“Dernière sommation”, c’est le nom du premier roman de David Dufresne, paru aux éditions Grasset. Par la fiction, le journaliste nous parle du mouvement des Gilets jaunes, de la détresse humaine et d’une guerre sociale, qui fait rage dans le pays. Un ouvrage qui sonne comme un avertissement face aux dérives autoritaires du maintien de l’ordre et aux éditorialistes compromis. Entre mensonges et raison d’État.

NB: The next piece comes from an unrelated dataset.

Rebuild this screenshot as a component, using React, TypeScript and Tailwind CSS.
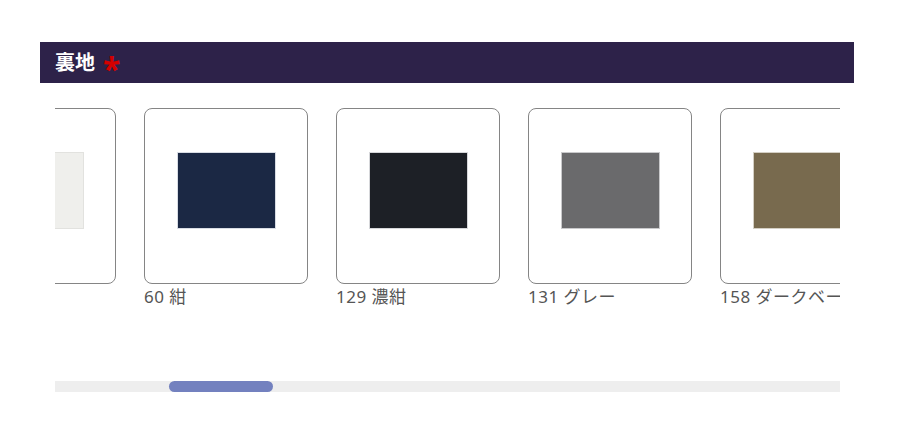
import React from "react";

const items = [
  { label: "", color: "#efefec", border: "#e2e2df" },
  { label: "60 紺", color: "#1b2844", border: "#d8dce4" },
  { label: "129 濃紺", color: "#1d2026", border: "#d6d7da" },
  { label: "131 グレー", color: "#6a6a6c", border: "#c9c9cb" },
  { label: "158 ダークベージュ", color: "#786a4e", border: "#d4cfc4" },
];

export default function App() {
  return (
    <div
      className="w-[900px] h-[438px] bg-white"
      style={{ fontFamily: '"Noto Sans", "Noto Sans CJK JP", sans-serif' }}
    >
      <div className="pt-[42px] pl-[40px] w-[854px]">
        <div className="h-[41px] bg-[#2d2249] flex items-center pl-[15px] gap-[8px]">
          <span className="text-white font-bold text-[20px] leading-none">裏地</span>
          <span className="text-[#d40000] font-bold text-[32px] leading-none mt-[12px]">*</span>
        </div>
      </div>
      <div className="ml-[55px] w-[785px] mt-[25px] overflow-hidden">
        <div className="flex gap-[28px] ml-[-103px]">
          {items.map((it, i) => (
            <div key={i} className="flex flex-col shrink-0 w-[164px]">
              <div className="h-[176px] w-[164px] border border-[#858585] rounded-[8px] flex justify-center pt-[44px] box-border">
                <div
                  className="w-[97px] h-[75px]"
                  style={{ backgroundColor: it.color, boxShadow: `0 0 0 1px ${it.border}` }}
                />
              </div>
              <div className="mt-[2px] h-[22px] text-[17px] leading-[22px] tracking-[0.5px] text-[#555555] whitespace-nowrap overflow-hidden">
                {it.label}
              </div>
            </div>
          ))}
        </div>
      </div>
      <div className="ml-[55px] w-[785px] mt-[73px] h-[11px] bg-[#eeeeee] relative">
        <div className="absolute left-[114px] top-0 h-[11px] w-[104px] rounded-full bg-[#7381bf]" />
      </div>
    </div>
  );
}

Les références à 1789 sont omniprésentes dans le soulèvement des Gilets Jaunes. “L’avantage de 1789, c’est que c’est une victoire” sourit David Dufresne. La victoire, ils et elles sont nombreux·euses à l’espérer en ce mois de décembre 2018. À l’aube, samedi après samedi, des milliers d’hommes et de femmes prennent le chemin des Champs-Élysées et de la place de l’Étoile, ce “premier sens giratoire de France”.

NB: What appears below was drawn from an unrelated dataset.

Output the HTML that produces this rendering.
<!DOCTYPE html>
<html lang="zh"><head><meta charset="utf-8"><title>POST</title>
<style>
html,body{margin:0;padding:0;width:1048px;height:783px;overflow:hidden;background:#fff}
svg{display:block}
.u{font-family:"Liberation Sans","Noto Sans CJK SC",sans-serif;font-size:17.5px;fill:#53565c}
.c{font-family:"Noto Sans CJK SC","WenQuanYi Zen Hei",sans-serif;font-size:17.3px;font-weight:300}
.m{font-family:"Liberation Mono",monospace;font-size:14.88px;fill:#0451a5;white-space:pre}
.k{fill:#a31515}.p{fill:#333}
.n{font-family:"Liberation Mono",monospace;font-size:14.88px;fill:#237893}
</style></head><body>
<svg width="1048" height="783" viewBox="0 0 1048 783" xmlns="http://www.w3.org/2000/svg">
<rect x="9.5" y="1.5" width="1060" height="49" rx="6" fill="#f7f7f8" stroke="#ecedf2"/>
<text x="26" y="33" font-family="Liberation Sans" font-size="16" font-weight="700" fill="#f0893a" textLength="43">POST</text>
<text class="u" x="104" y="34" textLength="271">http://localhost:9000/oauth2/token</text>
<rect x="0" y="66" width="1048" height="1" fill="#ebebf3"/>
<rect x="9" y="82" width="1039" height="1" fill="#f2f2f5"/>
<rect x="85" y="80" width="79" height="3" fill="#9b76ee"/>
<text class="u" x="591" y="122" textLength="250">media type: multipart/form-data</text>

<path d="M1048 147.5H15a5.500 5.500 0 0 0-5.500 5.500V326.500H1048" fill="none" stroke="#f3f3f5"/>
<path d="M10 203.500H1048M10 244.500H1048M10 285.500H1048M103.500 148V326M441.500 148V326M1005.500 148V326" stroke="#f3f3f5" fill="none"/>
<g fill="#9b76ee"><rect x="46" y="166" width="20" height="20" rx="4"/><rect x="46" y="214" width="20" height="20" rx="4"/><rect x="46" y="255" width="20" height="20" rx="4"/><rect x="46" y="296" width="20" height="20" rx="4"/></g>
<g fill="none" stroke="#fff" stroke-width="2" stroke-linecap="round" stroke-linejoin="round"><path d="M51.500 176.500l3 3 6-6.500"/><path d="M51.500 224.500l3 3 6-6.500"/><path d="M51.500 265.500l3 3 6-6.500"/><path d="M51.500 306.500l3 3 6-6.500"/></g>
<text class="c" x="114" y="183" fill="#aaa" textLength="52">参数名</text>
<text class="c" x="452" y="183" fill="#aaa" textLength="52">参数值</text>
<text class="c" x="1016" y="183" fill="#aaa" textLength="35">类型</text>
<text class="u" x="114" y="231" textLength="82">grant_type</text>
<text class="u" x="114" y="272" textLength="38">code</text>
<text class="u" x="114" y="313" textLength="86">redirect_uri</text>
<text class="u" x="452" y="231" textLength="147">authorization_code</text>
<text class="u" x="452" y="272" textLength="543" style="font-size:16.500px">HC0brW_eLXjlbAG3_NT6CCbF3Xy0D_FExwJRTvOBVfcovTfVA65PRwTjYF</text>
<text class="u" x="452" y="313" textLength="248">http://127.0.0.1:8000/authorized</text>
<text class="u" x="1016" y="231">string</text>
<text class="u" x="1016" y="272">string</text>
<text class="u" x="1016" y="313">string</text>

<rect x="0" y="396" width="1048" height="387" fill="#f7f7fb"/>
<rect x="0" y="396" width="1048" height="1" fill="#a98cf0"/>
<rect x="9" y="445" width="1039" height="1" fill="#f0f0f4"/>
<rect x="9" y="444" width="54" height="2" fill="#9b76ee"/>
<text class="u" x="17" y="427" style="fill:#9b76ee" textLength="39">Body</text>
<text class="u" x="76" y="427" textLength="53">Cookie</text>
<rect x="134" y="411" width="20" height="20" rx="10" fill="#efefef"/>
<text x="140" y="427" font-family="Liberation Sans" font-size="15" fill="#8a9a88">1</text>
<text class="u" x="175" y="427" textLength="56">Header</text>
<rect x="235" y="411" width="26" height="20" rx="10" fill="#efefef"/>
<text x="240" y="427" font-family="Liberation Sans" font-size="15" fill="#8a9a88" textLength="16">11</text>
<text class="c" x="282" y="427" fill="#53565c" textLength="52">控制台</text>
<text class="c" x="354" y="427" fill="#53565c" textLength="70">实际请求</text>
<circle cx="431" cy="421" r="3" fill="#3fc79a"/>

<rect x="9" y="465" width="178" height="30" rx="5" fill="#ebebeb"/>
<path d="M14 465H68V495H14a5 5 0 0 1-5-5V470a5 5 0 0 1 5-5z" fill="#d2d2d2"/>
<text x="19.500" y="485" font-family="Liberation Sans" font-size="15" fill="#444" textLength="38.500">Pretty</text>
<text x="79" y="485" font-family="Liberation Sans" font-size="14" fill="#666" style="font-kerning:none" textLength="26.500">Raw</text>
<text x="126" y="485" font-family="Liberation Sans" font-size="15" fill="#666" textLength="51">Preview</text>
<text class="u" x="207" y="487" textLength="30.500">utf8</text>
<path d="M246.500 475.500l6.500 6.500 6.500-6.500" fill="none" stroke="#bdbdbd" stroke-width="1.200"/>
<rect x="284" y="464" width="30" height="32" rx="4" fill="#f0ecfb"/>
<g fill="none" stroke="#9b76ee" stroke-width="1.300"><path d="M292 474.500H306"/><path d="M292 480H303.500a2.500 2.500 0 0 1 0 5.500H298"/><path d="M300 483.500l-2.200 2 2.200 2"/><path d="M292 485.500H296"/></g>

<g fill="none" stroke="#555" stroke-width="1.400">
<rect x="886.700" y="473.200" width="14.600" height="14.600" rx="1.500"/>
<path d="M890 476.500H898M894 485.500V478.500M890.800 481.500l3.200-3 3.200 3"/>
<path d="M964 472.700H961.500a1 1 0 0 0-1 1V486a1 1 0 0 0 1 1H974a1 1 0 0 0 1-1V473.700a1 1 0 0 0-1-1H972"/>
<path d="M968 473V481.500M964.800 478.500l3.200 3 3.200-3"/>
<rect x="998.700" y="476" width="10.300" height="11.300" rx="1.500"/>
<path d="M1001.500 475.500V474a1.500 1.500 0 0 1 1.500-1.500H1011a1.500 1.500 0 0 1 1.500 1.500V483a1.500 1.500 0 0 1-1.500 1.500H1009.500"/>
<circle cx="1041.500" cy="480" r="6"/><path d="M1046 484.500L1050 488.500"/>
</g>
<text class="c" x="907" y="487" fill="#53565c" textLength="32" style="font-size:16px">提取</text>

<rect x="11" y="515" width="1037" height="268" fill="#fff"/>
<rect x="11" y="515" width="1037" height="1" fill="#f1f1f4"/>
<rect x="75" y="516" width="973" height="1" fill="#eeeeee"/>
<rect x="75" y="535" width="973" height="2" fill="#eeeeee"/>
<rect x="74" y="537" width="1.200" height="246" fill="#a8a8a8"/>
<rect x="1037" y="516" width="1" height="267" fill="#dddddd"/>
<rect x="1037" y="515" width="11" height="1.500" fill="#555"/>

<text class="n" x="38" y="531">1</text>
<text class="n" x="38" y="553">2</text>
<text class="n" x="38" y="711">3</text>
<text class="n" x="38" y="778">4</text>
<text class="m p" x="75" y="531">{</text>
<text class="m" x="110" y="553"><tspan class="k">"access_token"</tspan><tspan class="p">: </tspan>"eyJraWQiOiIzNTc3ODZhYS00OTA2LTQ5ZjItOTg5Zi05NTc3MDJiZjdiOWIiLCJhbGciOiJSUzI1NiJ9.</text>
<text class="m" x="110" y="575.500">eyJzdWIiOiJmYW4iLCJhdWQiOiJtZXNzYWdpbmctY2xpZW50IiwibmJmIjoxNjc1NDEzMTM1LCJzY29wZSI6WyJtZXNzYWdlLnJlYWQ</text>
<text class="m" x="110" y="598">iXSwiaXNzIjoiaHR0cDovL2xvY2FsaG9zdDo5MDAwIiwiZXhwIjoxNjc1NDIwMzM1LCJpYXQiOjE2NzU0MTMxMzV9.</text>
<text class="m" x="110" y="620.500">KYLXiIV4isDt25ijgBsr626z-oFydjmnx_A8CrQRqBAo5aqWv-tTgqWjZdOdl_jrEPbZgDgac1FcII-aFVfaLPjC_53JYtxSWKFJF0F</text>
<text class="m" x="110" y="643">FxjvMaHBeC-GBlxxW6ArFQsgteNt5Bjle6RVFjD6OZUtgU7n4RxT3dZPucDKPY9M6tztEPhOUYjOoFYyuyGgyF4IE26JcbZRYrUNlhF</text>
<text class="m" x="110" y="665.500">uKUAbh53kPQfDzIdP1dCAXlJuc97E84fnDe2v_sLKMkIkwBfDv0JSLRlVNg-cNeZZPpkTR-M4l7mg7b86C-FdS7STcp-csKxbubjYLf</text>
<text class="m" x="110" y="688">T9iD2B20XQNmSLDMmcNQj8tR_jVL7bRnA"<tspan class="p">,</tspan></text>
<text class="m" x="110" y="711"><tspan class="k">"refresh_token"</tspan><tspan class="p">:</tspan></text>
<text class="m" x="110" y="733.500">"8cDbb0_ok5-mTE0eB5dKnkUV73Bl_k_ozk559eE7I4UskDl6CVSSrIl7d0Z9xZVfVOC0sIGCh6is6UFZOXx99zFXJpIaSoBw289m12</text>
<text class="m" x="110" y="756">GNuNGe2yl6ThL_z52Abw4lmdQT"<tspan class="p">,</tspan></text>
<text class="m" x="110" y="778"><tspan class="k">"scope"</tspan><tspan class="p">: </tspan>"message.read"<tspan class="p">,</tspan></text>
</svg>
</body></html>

L’espace public se prend, il se laisse, se gagne et se perd. Pavés et tirs de mortier précédent la “prise” de l’Arc de Triomphe, tandis que les forces de police reculent, dépassées devant cette foule. Sous le regard des caméras du monde entier, le choc est total. Jusqu’à ce défi peint sur les murs du monument en majuscules jaunes  : “LES GILETS JAUNES TRIOMPHERONT.” C’est dans ce contexte, entre réalité et fiction que prend place “Dernière sommation”.

David Dufresne
David Dufresne, journaliste et auteur du livre “dernière sommation”. Photographie : Patrice Normand / créative commons

Dans la salle de commandement de la Préfecture de Police, les micros sont muets. Le vieux Dhomme, un des personnages du roman, qui commande la célèbre Direction de l’ordre public et de la circulation, ne sait plus quoi faire. Paris brûle, littéralement. Place Beauvau, au ministère de l’intérieur, un ministre tweete et tangue. Dans le roman comme dans la réalité, 15 000 grenades lacrymogènes sont utilisées pendant la journée, 1 100 munitions tirées avec les LBD.

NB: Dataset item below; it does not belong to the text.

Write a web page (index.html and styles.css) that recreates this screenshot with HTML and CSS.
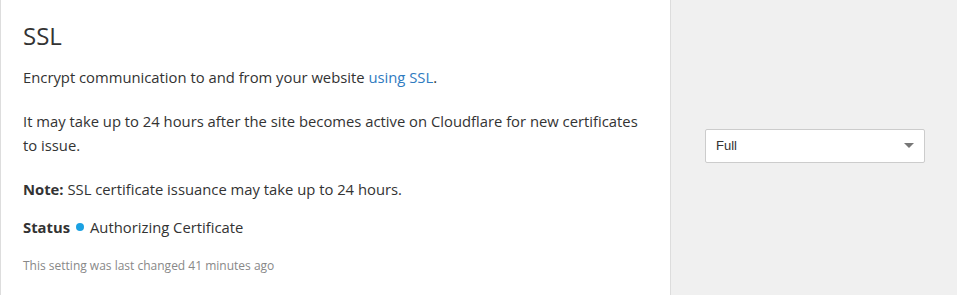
FILE: index.html
```html
<!DOCTYPE html>
<html lang="en">
<head>
    <meta charset="UTF-8">
    <meta name="viewport" content="width=device-width, initial-scale=1.0">
    <title>SSL</title>
    <link rel="stylesheet" href="styles.css">
</head>
<body>
    <div class="card">
        <div class="card-main">
            <h3>SSL</h3>
            <p>Encrypt communication to and from your website <a href="#">using SSL</a>.</p>
            <p>It may take up to 24 hours after the site becomes active on Cloudflare for new certificates to issue.</p>
            <p><strong>Note:</strong> SSL certificate issuance may take up to 24 hours.</p>
            <div class="status">
                <strong>Status</strong>
                <span class="dot"></span>
                <span>Authorizing Certificate</span>
            </div>
            <div class="last-changed">This setting was last changed 41 minutes ago</div>
        </div>
        <div class="card-control">
            <div class="select">
                <span>Full</span>
                <span class="caret"></span>
            </div>
        </div>
    </div>
</body>
</html>
```

FILE: styles.css
```css
body {
    margin: 0;
    font-family: "Open Sans", sans-serif;
    color: #333;
    background: #fff;
}
.card {
    display: flex;
    height: 295px;
    border-left: 1px solid #ddd;
}
.card-main {
    width: 625px;
    padding: 22px 22px 0 22px;
    border-right: 1px solid #ddd;
}
h3 {
    margin: 0 0 14px;
    font-size: 24px;
    font-weight: 400;
    line-height: 1.2;
}
p {
    margin: 0 0 20px;
    font-size: 14.8px;
    line-height: 24px;
}
a {
    color: #2f7bbf;
    text-decoration: none;
}
.status {
    display: flex;
    align-items: center;
    gap: 6px;
    font-size: 14.8px;
    line-height: 24px;
    margin-top: -6px;
}
.dot {
    width: 8px;
    height: 8px;
    border-radius: 50%;
    background: #1ba1e2;
}
.last-changed {
    margin-top: 18px;
    font-size: 12px;
    line-height: 18px;
    color: #888;
}
.card-control {
    flex: 1;
    background: #f0f0f0;
    display: flex;
    align-items: center;
    padding: 0 32px 4px 34px;
}
.select {
    flex: 1;
    height: 32px;
    display: flex;
    align-items: center;
    justify-content: space-between;
    padding: 0 10px;
    background: #fff;
    border: 1px solid #ccc;
    border-radius: 2px;
    font-family: "Liberation Sans", Arial, sans-serif;
    font-size: 13px;
    color: #333;
}
.caret {
    width: 0;
    height: 0;
    border-left: 5px solid transparent;
    border-right: 5px solid transparent;
    border-top: 5px solid #777;
}
```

Le souvenir de la mort de Malik Oussekine en 1986, limite symbolique de l’action policière, vit ses derniers instants.Pour la police humiliée l’affront est énorme. Leur stratégie, sur laquelle avait déjà travaillé David Dufresne, est à terre. En quelques jours, ce sont plusieurs années de doctrine de maintien de l’ordre qui vont être revues avec un changement profond de stratégie.

“Sur la place abandonnée, matraques et crânes brisés”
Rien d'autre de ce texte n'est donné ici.